The bayou is a flat, confusing world, more than a little threatening with its overhanging trees, reeds and lychen blowing in the wind.

The death of the shrimp industry is not the only problem facing local communities.

The wetlands of the Mississippi Delta, stretching from the state of Mississippi in the east along the shore line of Louisiana and on into Texas in the west, is one of the most environmentally rich areas on earth.

Long ago, French settlers came to the bayou to fish and farm: towns and villages have names that echo that past – Jeanerette, Napoleonville and Lafayette. But the entire area is sinking. Every year more salt water from the Gulf of Mexico flows in.

We pass a shoreline graveyard. People down here don’t bury their dead: because of rising waters they elevate them in stone tombs.

“When hurricane Gustav swept through here last year, it took a whole lot of our dead miles up river” says Hatty.

“We never found a lot of them.” Mark Twain called the Mississippi “a lawless stream”. Yet over the years the mightiest of America’s rivers, the aorta of the nation’s trade, has been dammed, diverted and channelled along its entire length.

As a result sediments which once built up and sustained the bayou have been trapped upstream. Every hour a slice of land the size of a football pitch is lost to the sea.

Round a bend in the bayou, we pass a flaring oil installation. Oil and gas dominates in this region. Refineries line the banks of the Mississippi north and south of New Orleans, thirty miles up from the Gulf.

The bayou has been dredged, dug and crisscrossed by oil wells and thousands of miles of pipeline, creating convenient channels for the sea water to rush in.

The US military corps of engineering, charged with building and maintaining waterways throughout the US, is accused of catering to the needs of the powerful oil, gas and shipping industry above all else.
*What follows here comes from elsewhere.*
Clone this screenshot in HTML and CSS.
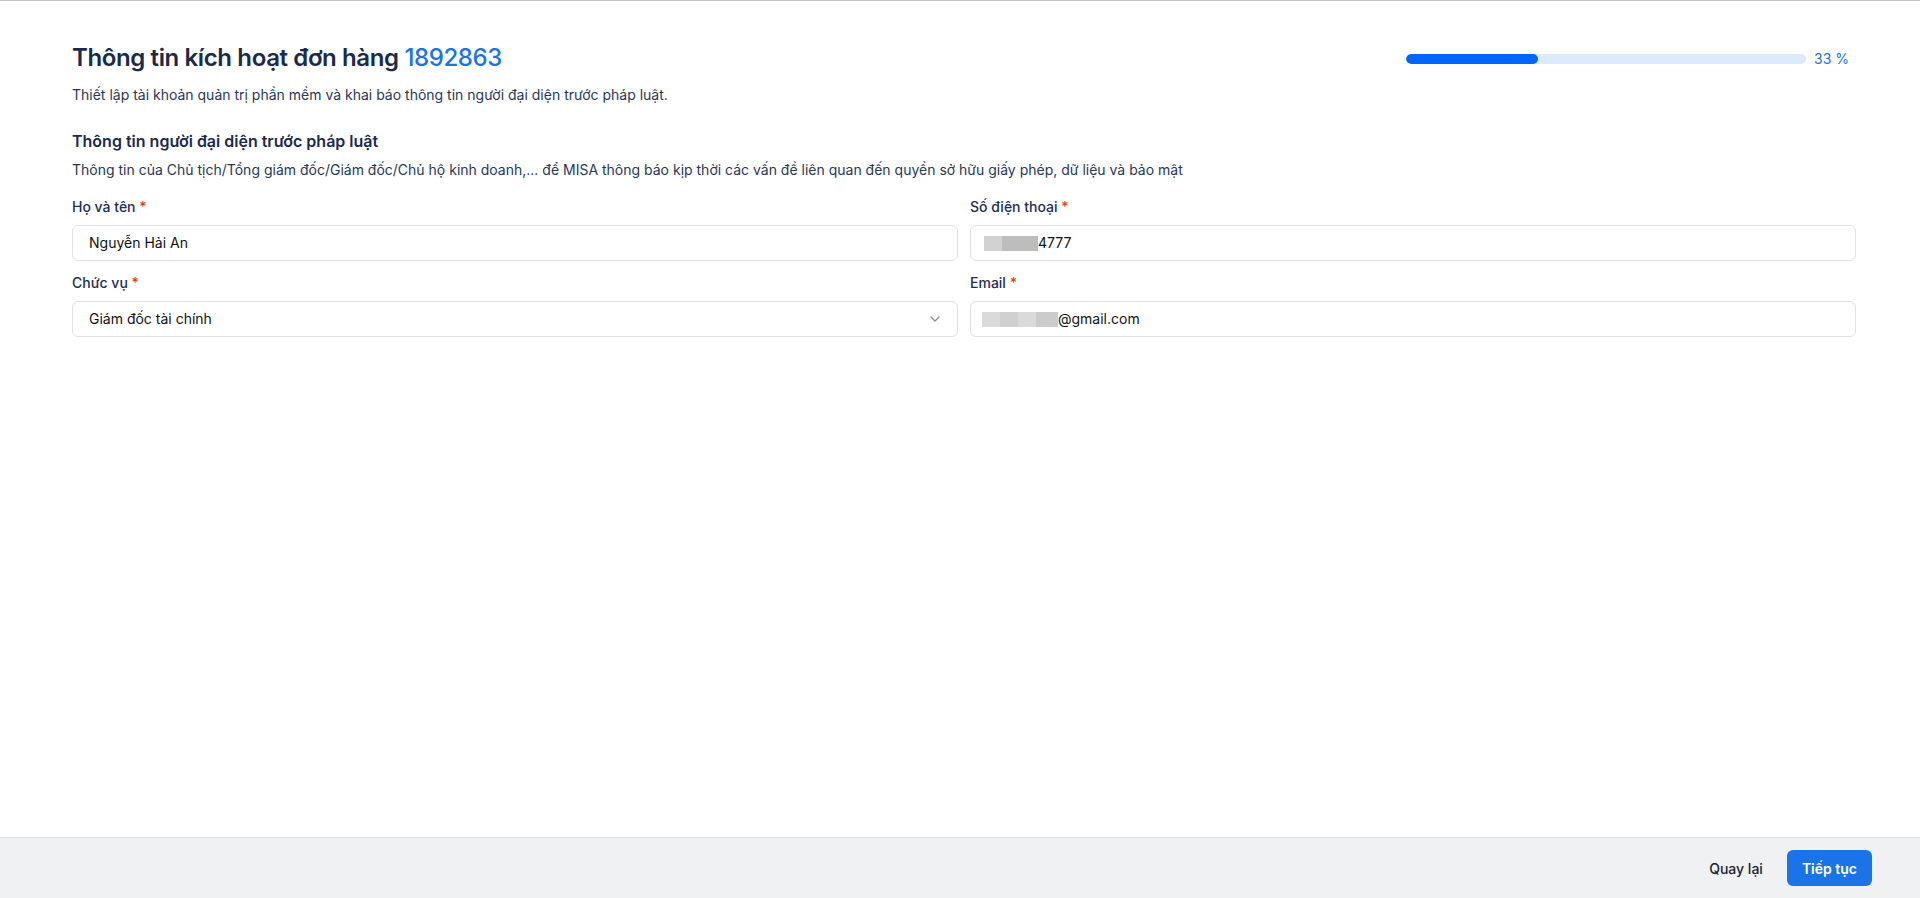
FILE: index.html
```html
<!DOCTYPE html>
<html lang="vi">
<head>
<meta charset="utf-8">
<title>Thông tin kích hoạt đơn hàng</title>
<link rel="stylesheet" href="styles.css">
</head>
<body>
<div class="page">
  <main class="content">
    <div class="header">
      <h1 class="title">Thông tin kích hoạt đơn hàng <span class="order-no">1892863</span></h1>
      <div class="progress">
        <div class="progress-track"><div class="progress-fill" style="width:33%"></div></div>
        <span class="progress-text">33 %</span>
      </div>
    </div>
    <p class="subtitle">Thiết lập tài khoản quản trị phần mềm và khai báo thông tin người đại diện trước pháp luật.</p>

    <h2 class="section-title">Thông tin người đại diện trước pháp luật</h2>
    <p class="section-desc">Thông tin của Chủ tịch/Tổng giám đốc/Giám đốc/Chủ hộ kinh doanh,... để MISA thông báo kịp thời các vấn đề liên quan đến quyền sở hữu giấy phép, dữ liệu và bảo mật</p>

    <div class="form-grid">
      <div class="field">
        <label class="label">Họ và tên <span class="req">*</span></label>
        <div class="input"><span class="value">Nguyễn Hải An</span></div>
      </div>
      <div class="field">
        <label class="label">Số điện thoại <span class="req">*</span></label>
        <div class="input">
          <span class="redact"><span class="rb rb-a"></span><span class="rb rb-b wide"></span></span><span class="value">4777</span>
        </div>
      </div>
      <div class="field">
        <label class="label">Chức vụ <span class="req">*</span></label>
        <div class="input select">
          <span class="value">Giám đốc tài chính</span>
          <svg class="chevron" width="10" height="6" viewBox="0 0 10 6"><path d="M1 1 L5 5 L9 1" fill="none" stroke="#8a8f99" stroke-width="1.2" stroke-linecap="round" stroke-linejoin="round"/></svg>
        </div>
      </div>
      <div class="field">
        <label class="label">Email <span class="req">*</span></label>
        <div class="input">
          <span class="redact email"><span class="rb rb-c"></span><span class="rb rb-d"></span><span class="rb rb-c"></span><span class="rb rb-e"></span></span><span class="value">@gmail.com</span>
        </div>
      </div>
    </div>
  </main>
  <footer class="footer">
    <button class="btn btn-ghost">Quay lại</button>
    <button class="btn btn-primary">Tiếp tục</button>
  </footer>
</div>
</body>
</html>
```

FILE: styles.css
```css
* { box-sizing: border-box; }
html, body { margin: 0; padding: 0; height: 100%; }
body {
  font-family: Inter, "Noto Sans", "Liberation Sans", sans-serif;
  color: #1f2d4d;
  background: #ffffff;
}
.page {
  height: 100vh;
  display: flex;
  flex-direction: column;
  border-top: 1px solid #c4c4c4;
}
.content {
  flex: 1;
  padding: 41px 64px 0 72px;
}
.header {
  display: flex;
  align-items: center;
  justify-content: space-between;
}
.title {
  margin: 0;
  font-size: 24px;
  line-height: 32px;
  font-weight: 600;
  letter-spacing: -0.38px;
  color: #1b2a4a;
}
.order-no { color: #1a73e8; font-weight: 500; }
.progress {
  display: flex;
  align-items: center;
  gap: 8px;
  margin-right: 7px;
  margin-top: 2px;
}
.progress-track {
  width: 400px;
  height: 10px;
  border-radius: 5px;
  background: #dde9fc;
  overflow: hidden;
}
.progress-fill {
  height: 100%;
  border-radius: 5px;
  background: #0066ff;
}
.progress-text {
  font-size: 14px;
  line-height: 20px;
  color: #1a6fe8;
  width: 35px;
}
.subtitle {
  margin: 11px 0 0;
  font-size: 14px;
  line-height: 20px;
  color: #2a3856;
}
.section-title {
  margin: 24px 0 0;
  font-size: 16px;
  line-height: 24px;
  font-weight: 600;
  color: #1b2a4a;
}
.section-desc {
  margin: 7px 0 0;
  font-size: 14px;
  line-height: 20px;
  color: #2a3856;
}
.form-grid {
  margin-top: 17px;
  display: grid;
  grid-template-columns: 886px 886px;
  column-gap: 12px;
  row-gap: 12px;
}
.field { display: flex; flex-direction: column; gap: 8px; }
.label {
  font-size: 14px;
  line-height: 20px;
  font-weight: 500;
  color: #1f2d50;
}
.req { color: #e5391f; }
.input {
  height: 36px;
  border: 1px solid #dfe1e5;
  border-radius: 6px;
  padding: 0 16px;
  display: flex;
  align-items: center;
  font-size: 14px;
  color: #111111;
}
.input.select { justify-content: space-between; padding-right: 17px; }
.value { line-height: 20px; }
.redact { display: flex; height: 15px; margin-left: -3px; }
.redact.email { margin-left: -5px; }
.rb { display: block; height: 15px; width: 18px; }
.rb.wide { width: 36px; }
.rb-a { background: #d2d2d2; }
.rb-b { background: #bdbdbd; }
.rb-c { background: #dadada; }
.rb-d { background: #d0d0d0; }
.rb-e { background: #cbcbcb; width: 22px; }
.chevron { display: block; }
.footer {
  height: 61px;
  flex: none;
  border-top: 1px solid #dcdee2;
  background: #f0f1f3;
  display: flex;
  align-items: center;
  justify-content: flex-end;
  gap: 8px;
  padding: 0 48px 0 0;
}
.btn {
  height: 36px;
  border: none;
  border-radius: 6px;
  padding: 0 16px;
  font-family: Inter, "Noto Sans", "Liberation Sans", sans-serif;
  font-size: 14px;
  cursor: pointer;
}
.btn-ghost { background: transparent; color: #1b2333; font-weight: 500; }
.btn-primary { background: #1a73e8; color: #ffffff; font-weight: 600; padding: 0 15px; }
```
In what’s considered to be a landmark judgment, a New Orleans court this week found the corps guilty of negligence in not maintaining navigation channels and, in the process, causing some of the worst flooding and loss of life following Hurricane Katrina in 2005.

The judgement could lead to compensation claims amounting to billions of dollars.

Chris Macaluso is a coastal protection officer on the bayou. Over a belt-busting lunch of fried shrimp and oysters washed down with ice cold beer, Macaluso says that while New Orleans gets all the attention, the really big issue is the disappearing wetlands.

“I give it seven more years” he says.

“If the bayou is not protected and the sea continues to rush in, the the whole area along with its ecosystem will collapse . . . if the wetlands go it’ll impact on the whole flow of the Mississippi and have big knock-on consequences for the US economy.”

Hatty points to holes in the bayou banks caused by nutria, giant rat-like creatures imported from South America years ago for their pelts – known as the poor person’s mink.

The animals eventually collapse earth defences, adding to the problems of the wetlands.

“People don’t focus much on what’s happening down here,” says Hatty.

“We’re the forgotten people. It really is sink or swim in the bayou.”